## START
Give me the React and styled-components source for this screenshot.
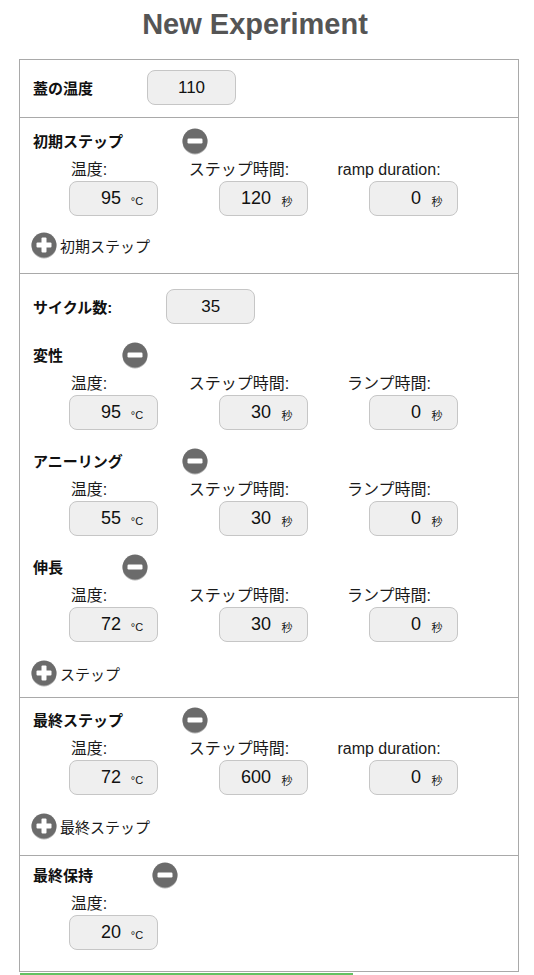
import React from "react";
import styled, { createGlobalStyle } from "styled-components";

const GlobalStyle = createGlobalStyle`
  * { box-sizing: border-box; }
  body {
    margin: 0;
    background: #fff;
    font-family: "Liberation Sans", "Noto Sans CJK JP", sans-serif;
    color: #1a1a1a;
  }
`;

const CircleIcon = ({ type }) => (
  <IconSvg width="26" height="26" viewBox="0 0 26 26">
    <circle cx="13" cy="13" r="12.5" fill="#6b6b6b" />
    {type === "minus" ? (
      <rect x="5.5" y="10.5" width="15" height="5" rx="1.2" fill="#fff" />
    ) : (
      <>
        <rect x="5.5" y="10.5" width="15" height="5" rx="1" fill="#fff" />
        <rect x="10.5" y="5.5" width="5" height="15" rx="1" fill="#fff" />
      </>
    )}
  </IconSvg>
);

const Field = ({ label, value, unit }) => (
  <FieldCell>
    <FieldLabel>{label}</FieldLabel>
    <ValueBox>
      <Num>{value}</Num>
      <Unit>{unit}</Unit>
    </ValueBox>
  </FieldCell>
);

const Step = ({ name, temp, time, rampLabel = "ランプ時間:", ramp = "0", only }) => (
  <StepBlock>
    <StepHeader>
      <HeadLabel>{name}</HeadLabel>
      <MinusButton>
        <CircleIcon type="minus" />
      </MinusButton>
    </StepHeader>
    <FieldRow>
      <Field label="温度:" value={temp} unit="°C" />
      {!only && <Field label="ステップ時間:" value={time} unit="秒" />}
      {!only && <Field label={rampLabel} value={ramp} unit="秒" />}
    </FieldRow>
  </StepBlock>
);

const AddRow = ({ children }) => (
  <AddButton>
    <CircleIcon type="plus" />
    <span>{children}</span>
  </AddButton>
);

export default function App() {
  return (
    <Page>
      <GlobalStyle />
      <Title>New Experiment</Title>
      <Panel>
        <Section $pt={10} $pb={12}>
          <InlineRow>
            <HeadLabel>蓋の温度</HeadLabel>
            <CenterBox>110</CenterBox>
          </InlineRow>
        </Section>

        <Section $pt={10} $pb={15} $gap={16}>
          <Step name="初期ステップ" temp="95" time="120" rampLabel="ramp duration:" />
          <AddRow>初期ステップ</AddRow>
        </Section>

        <Section $pt={15} $pb={11} $gap={18}>
          <InlineRow>
            <HeadLabel>サイクル数:</HeadLabel>
            <CenterBox>35</CenterBox>
          </InlineRow>
          <Step name="変性" temp="95" time="30" />
          <Step name="アニーリング" temp="55" time="30" />
          <Step name="伸長" temp="72" time="30" />
          <AddRow>ステップ</AddRow>
        </Section>

        <Section $pt={9} $pb={16} $gap={18}>
          <Step name="最終ステップ" temp="72" time="600" rampLabel="ramp duration:" />
          <AddRow>最終ステップ</AddRow>
        </Section>

        <Section $pt={6} $pb={21}>
          <Step name="最終保持" temp="20" only />
        </Section>
      </Panel>
      <Progress />
    </Page>
  );
}

const Page = styled.div`
  width: 534px;
`;

const Title = styled.h1`
  margin: 0;
  height: 59px;
  padding: 10px 24px 0 0;
  text-align: center;
  font-size: 29px;
  line-height: 29px;
  font-weight: 700;
  color: #555;
`;

const Panel = styled.div`
  margin-left: 19px;
  width: 500px;
  border: 1px solid #a9a9a9;
`;

const Section = styled.div`
  display: flex;
  flex-direction: column;
  gap: ${(p) => p.$gap || 0}px;
  padding: ${(p) => p.$pt}px 0 ${(p) => p.$pb}px;
  & + & {
    border-top: 1px solid #a9a9a9;
  }
`;

const InlineRow = styled.div`
  display: flex;
  align-items: center;
  padding-left: 13px;
`;

const HeadLabel = styled.span`
  font-size: 15px;
  font-weight: 700;
  color: #111;
  line-height: 18px;
  padding-top: 2px;
`;

const BoxBase = styled.div`
  width: 89px;
  height: 35px;
  border: 1px solid #c6c6c6;
  border-radius: 8px;
  background: #efefef;
  display: flex;
  align-items: center;
  font-size: 18px;
  color: #111;
`;

const CenterBox = styled(BoxBase)`
  justify-content: center;
  margin-left: 54px;
  font-size: 17px;
`;

const ValueBox = styled(BoxBase)`
  align-self: flex-end;
  padding-right: 4px;
`;

const Num = styled.span`
  flex: 1;
  text-align: right;
`;

const Unit = styled.span`
  width: 32px;
  text-align: center;
  font-size: 11px;
  padding-top: 4px;
`;

const StepBlock = styled.div`
  display: flex;
  flex-direction: column;
`;

const StepHeader = styled.div`
  display: flex;
  align-items: center;
  height: 26px;
  padding-left: 13px;
`;

const MinusButton = styled.span`
  display: flex;
  margin-left: 59px;
`;

const IconSvg = styled.svg`
  display: block;
  filter: drop-shadow(0.5px 1px 0.6px rgba(0, 0, 0, 0.3));
`;

const FieldRow = styled.div`
  display: grid;
  grid-template-columns: repeat(3, 138px);
  column-gap: 12px;
  margin-top: 7px;
`;

const FieldCell = styled.div`
  display: flex;
  flex-direction: column;
  gap: 2px;
`;

const FieldLabel = styled.div`
  font-size: 16px;
  line-height: 18px;
  text-align: center;
  color: #1a1a1a;
  white-space: nowrap;
`;

const AddButton = styled.div`
  display: flex;
  align-items: center;
  gap: 3px;
  padding-left: 11px;
  font-size: 15px;
  color: #1a1a1a;
`;

const Progress = styled.div`
  margin: 1px 0 0 20px;
  width: 333px;
  height: 2px;
  background: #62c162;
`;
## END
* Task description *
Print the complete listing exactly, apart from any pictures.

* Solution *
Give me the React and styled-components source for this screenshot.
import React from "react";
import styled, { createGlobalStyle } from "styled-components";

const GlobalStyle = createGlobalStyle`
  * { box-sizing: border-box; }
  body {
    margin: 0;
    background: #fff;
    font-family: "Liberation Sans", "Noto Sans CJK JP", sans-serif;
    color: #1a1a1a;
  }
`;

const CircleIcon = ({ type }) => (
  <IconSvg width="26" height="26" viewBox="0 0 26 26">
    <circle cx="13" cy="13" r="12.5" fill="#6b6b6b" />
    {type === "minus" ? (
      <rect x="5.5" y="10.5" width="15" height="5" rx="1.2" fill="#fff" />
    ) : (
      <>
        <rect x="5.5" y="10.5" width="15" height="5" rx="1" fill="#fff" />
        <rect x="10.5" y="5.5" width="5" height="15" rx="1" fill="#fff" />
      </>
    )}
  </IconSvg>
);

const Field = ({ label, value, unit }) => (
  <FieldCell>
    <FieldLabel>{label}</FieldLabel>
    <ValueBox>
      <Num>{value}</Num>
      <Unit>{unit}</Unit>
    </ValueBox>
  </FieldCell>
);

const Step = ({ name, temp, time, rampLabel = "ランプ時間:", ramp = "0", only }) => (
  <StepBlock>
    <StepHeader>
      <HeadLabel>{name}</HeadLabel>
      <MinusButton>
        <CircleIcon type="minus" />
      </MinusButton>
    </StepHeader>
    <FieldRow>
      <Field label="温度:" value={temp} unit="°C" />
      {!only && <Field label="ステップ時間:" value={time} unit="秒" />}
      {!only && <Field label={rampLabel} value={ramp} unit="秒" />}
    </FieldRow>
  </StepBlock>
);

const AddRow = ({ children }) => (
  <AddButton>
    <CircleIcon type="plus" />
    <span>{children}</span>
  </AddButton>
);

export default function App() {
  return (
    <Page>
      <GlobalStyle />
      <Title>New Experiment</Title>
      <Panel>
        <Section $pt={10} $pb={12}>
          <InlineRow>
            <HeadLabel>蓋の温度</HeadLabel>
            <CenterBox>110</CenterBox>
          </InlineRow>
        </Section>

        <Section $pt={10} $pb={15} $gap={16}>
          <Step name="初期ステップ" temp="95" time="120" rampLabel="ramp duration:" />
          <AddRow>初期ステップ</AddRow>
        </Section>

        <Section $pt={15} $pb={11} $gap={18}>
          <InlineRow>
            <HeadLabel>サイクル数:</HeadLabel>
            <CenterBox>35</CenterBox>
          </InlineRow>
          <Step name="変性" temp="95" time="30" />
          <Step name="アニーリング" temp="55" time="30" />
          <Step name="伸長" temp="72" time="30" />
          <AddRow>ステップ</AddRow>
        </Section>

        <Section $pt={9} $pb={16} $gap={18}>
          <Step name="最終ステップ" temp="72" time="600" rampLabel="ramp duration:" />
          <AddRow>最終ステップ</AddRow>
        </Section>

        <Section $pt={6} $pb={21}>
          <Step name="最終保持" temp="20" only />
        </Section>
      </Panel>
      <Progress />
    </Page>
  );
}

const Page = styled.div`
  width: 534px;
`;

const Title = styled.h1`
  margin: 0;
  height: 59px;
  padding: 10px 24px 0 0;
  text-align: center;
  font-size: 29px;
  line-height: 29px;
  font-weight: 700;
  color: #555;
`;

const Panel = styled.div`
  margin-left: 19px;
  width: 500px;
  border: 1px solid #a9a9a9;
`;

const Section = styled.div`
  display: flex;
  flex-direction: column;
  gap: ${(p) => p.$gap || 0}px;
  padding: ${(p) => p.$pt}px 0 ${(p) => p.$pb}px;
  & + & {
    border-top: 1px solid #a9a9a9;
  }
`;

const InlineRow = styled.div`
  display: flex;
  align-items: center;
  padding-left: 13px;
`;

const HeadLabel = styled.span`
  font-size: 15px;
  font-weight: 700;
  color: #111;
  line-height: 18px;
  padding-top: 2px;
`;

const BoxBase = styled.div`
  width: 89px;
  height: 35px;
  border: 1px solid #c6c6c6;
  border-radius: 8px;
  background: #efefef;
  display: flex;
  align-items: center;
  font-size: 18px;
  color: #111;
`;

const CenterBox = styled(BoxBase)`
  justify-content: center;
  margin-left: 54px;
  font-size: 17px;
`;

const ValueBox = styled(BoxBase)`
  align-self: flex-end;
  padding-right: 4px;
`;

const Num = styled.span`
  flex: 1;
  text-align: right;
`;

const Unit = styled.span`
  width: 32px;
  text-align: center;
  font-size: 11px;
  padding-top: 4px;
`;

const StepBlock = styled.div`
  display: flex;
  flex-direction: column;
`;

const StepHeader = styled.div`
  display: flex;
  align-items: center;
  height: 26px;
  padding-left: 13px;
`;

const MinusButton = styled.span`
  display: flex;
  margin-left: 59px;
`;

const IconSvg = styled.svg`
  display: block;
  filter: drop-shadow(0.5px 1px 0.6px rgba(0, 0, 0, 0.3));
`;

const FieldRow = styled.div`
  display: grid;
  grid-template-columns: repeat(3, 138px);
  column-gap: 12px;
  margin-top: 7px;
`;

const FieldCell = styled.div`
  display: flex;
  flex-direction: column;
  gap: 2px;
`;

const FieldLabel = styled.div`
  font-size: 16px;
  line-height: 18px;
  text-align: center;
  color: #1a1a1a;
  white-space: nowrap;
`;

const AddButton = styled.div`
  display: flex;
  align-items: center;
  gap: 3px;
  padding-left: 11px;
  font-size: 15px;
  color: #1a1a1a;
`;

const Progress = styled.div`
  margin: 1px 0 0 20px;
  width: 333px;
  height: 2px;
  background: #62c162;
`;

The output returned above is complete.